Second, the court noted that the bankruptcy Code has been amended in 1994 to extend the perfection period under Section 547(c)(3)(B) from 10 to 20 days. At the time of the 1994 amendment, most states had adopted some version of Article 9-301(2) of the Uniform Commercial Code, which provides for a 10-day relation-back period for perfection of purchase-money security interests. However, 42 states had adopted modifications extending the grace period to 20 days or more after the debtor's first possession of the collateral. See California Commercial Code Section 9-301(2).
The court found that if Congress had agreed with Fidelity's view of the way Section 547(c)(3) acts together with state law, the 1994 amendment would have extended the period in only the few states that laced the 20-day grace period and would not have precluded a state from choosing a longer period.
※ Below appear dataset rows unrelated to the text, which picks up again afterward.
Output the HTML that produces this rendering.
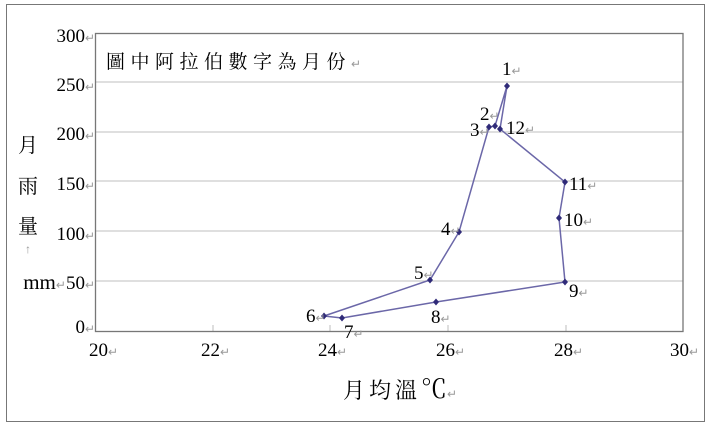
<!DOCTYPE html>
<html><head><meta charset="utf-8"><style>
html,body{margin:0;padding:0;background:#fff;}
svg{display:block;}
text{font-family:"Liberation Serif","Noto Serif CJK SC",serif;fill:#000;}
.a{fill:#999;font-size:12px;}
</style></head><body>
<svg width="709" height="426" viewBox="0 0 709 426">
<rect x="6.5" y="4.5" width="698" height="417" fill="#fff" stroke="#777" stroke-width="1"/>
<g stroke="#ccc" stroke-width="1.3">
<line x1="95" y1="82" x2="683" y2="82"/><line x1="95" y1="132" x2="683" y2="132"/>
<line x1="95" y1="181" x2="683" y2="181"/><line x1="95" y1="231" x2="683" y2="231"/>
<line x1="95" y1="281" x2="683" y2="281"/>
<line x1="213" y1="325" x2="213" y2="331"/><line x1="330" y1="325" x2="330" y2="331"/><line x1="448" y1="325" x2="448" y2="331"/><line x1="566" y1="325" x2="566" y2="331"/>
</g>
<rect x="95.5" y="33.5" width="587.5" height="298" fill="none" stroke="#777" stroke-width="1.3"/>
<g font-size="19" text-anchor="end">
<text x="95" y="42">300<tspan class="a">↵</tspan></text>
<text x="95" y="91">250<tspan class="a">↵</tspan></text>
<text x="95" y="140">200<tspan class="a">↵</tspan></text>
<text x="95" y="190">150<tspan class="a">↵</tspan></text>
<text x="95" y="240">100<tspan class="a">↵</tspan></text>
<text x="95" y="289"><tspan font-size="21">mm</tspan><tspan class="a">↵</tspan>50<tspan class="a">↵</tspan></text>
<text x="95" y="333">0<tspan class="a">↵</tspan></text>
</g>
<g font-size="19">
<text x="89" y="356">20<tspan class="a">↵</tspan></text>
<text x="201" y="356">22<tspan class="a">↵</tspan></text>
<text x="318" y="356">24<tspan class="a">↵</tspan></text>
<text x="436" y="356">26<tspan class="a">↵</tspan></text>
<text x="554" y="356">28<tspan class="a">↵</tspan></text>
<text x="670" y="356">30<tspan class="a">↵</tspan></text>
</g>
<text x="106" y="68" font-size="19" letter-spacing="5.5">圖中阿拉伯數字為月份<tspan class="a">↵</tspan></text>
<text x="18" y="152" font-size="20">月</text>
<text x="18" y="193" font-size="20">雨</text>
<text x="18" y="233" font-size="20">量</text>
<text x="25" y="253" class="a" font-size="14">↑</text>
<text x="343" y="398" font-size="22" letter-spacing="4">月均溫<tspan font-size="26" letter-spacing="0">℃</tspan><tspan class="a">↵</tspan></text>
<polyline fill="none" stroke="#6b67a8" stroke-width="1.5" points="507,86 495,126 489,127 459,232 430,280 324,316 342,318 436,302 565,282 559,218 565,182 500,129 507,86"/>
<g fill="#2f2a78">
<path d="M507 82.5l3 3.5-3 3.5-3-3.5z M495 122.5l3 3.5-3 3.5-3-3.5z M489 123.5l3 3.5-3 3.5-3-3.5z M500 125.5l3 3.5-3 3.5-3-3.5z M565 178.5l3 3.5-3 3.5-3-3.5z M559 214.5l3 3.5-3 3.5-3-3.5z M459 228.5l3 3.5-3 3.5-3-3.5z M430 276.5l3 3.5-3 3.5-3-3.5z M565 278.5l3 3.5-3 3.5-3-3.5z M436 298.5l3 3.5-3 3.5-3-3.5z M324 312.5l3 3.5-3 3.5-3-3.5z M342 314.5l3 3.5-3 3.5-3-3.5z"/>
</g>
<g font-size="19">
<text x="502" y="75">1<tspan class="a">↵</tspan></text>
<text x="480" y="120">2<tspan class="a">↵</tspan></text>
<text x="470" y="136">3<tspan class="a">↵</tspan></text>
<text x="506" y="134">12<tspan class="a">↵</tspan></text>
<text x="569" y="190">11<tspan class="a">↵</tspan></text>
<text x="564" y="226">10<tspan class="a">↵</tspan></text>
<text x="441" y="235">4<tspan class="a">↵</tspan></text>
<text x="414" y="279">5<tspan class="a">↵</tspan></text>
<text x="569" y="297">9<tspan class="a">↵</tspan></text>
<text x="431" y="323">8<tspan class="a">↵</tspan></text>
<text x="306" y="322">6<tspan class="a">↵</tspan></text>
<text x="344" y="338">7<tspan class="a">↵</tspan></text>
</g>
</svg>
</body></html>
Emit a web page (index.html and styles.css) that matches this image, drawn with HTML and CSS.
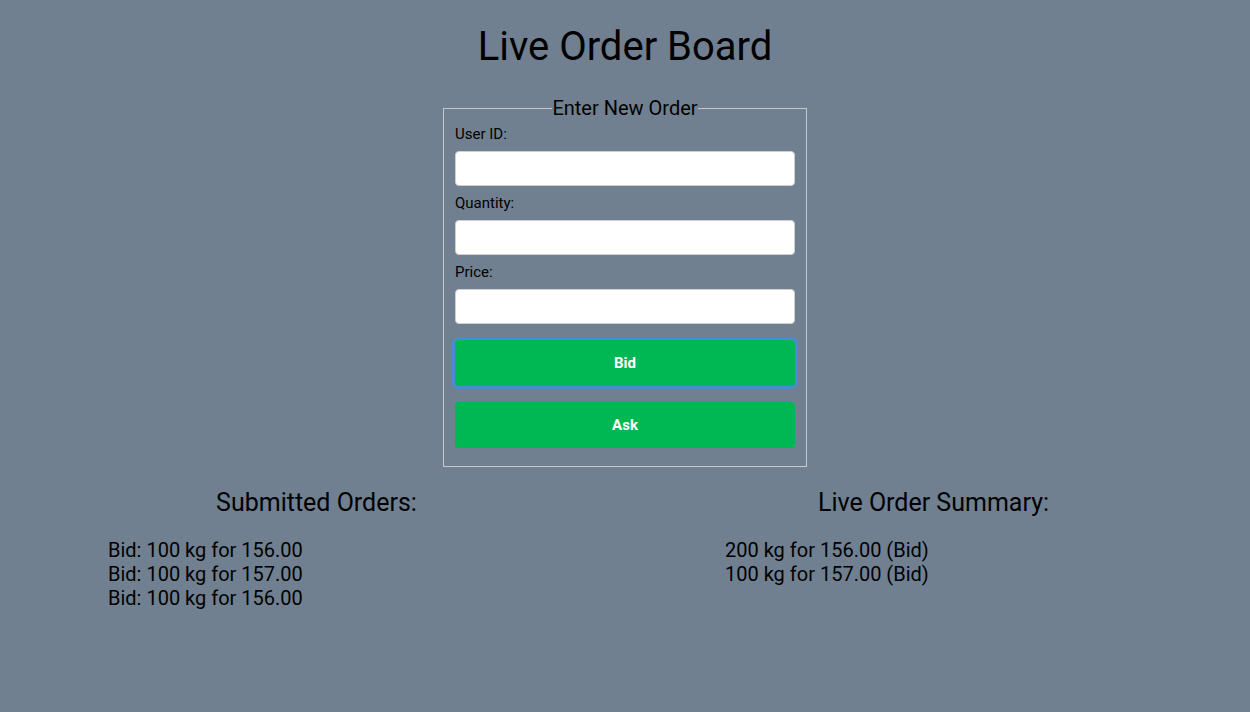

Accordingly, the court stated, "the net effect of the 1994 amendment would thus have been merely to benefit a class of creditors in only eight States, Guam and the District of Columbia, jurisdictions which could have looked out for their own creditors if they had chosen to do so. It is not easy to imagine that Congress meant to accomplish nothing more, and nothing uniform, by its effort."
Finally, reviewing the former version of the preference provisions in Section 60 of the previous Bankruptcy Act, the court recognized that, while that version "looked to state law rules to determine the effective date of transfer, [it] did not allow those rules to extend the creditor's opportunity to act beyond the uniform outer time limit [21 days] that it provided."
Consequently, the court concluded that Congress intended Section 547(c)(3)(B) to establish a uniform federal perfection period - immune to alteration by state-law grace periods.
Accordingly, a creditor can find protection under the enabling loan exception of Section 547(c)(3) only by acting to perfect its security interest within 20 days after the debtor receives possession of the collateral.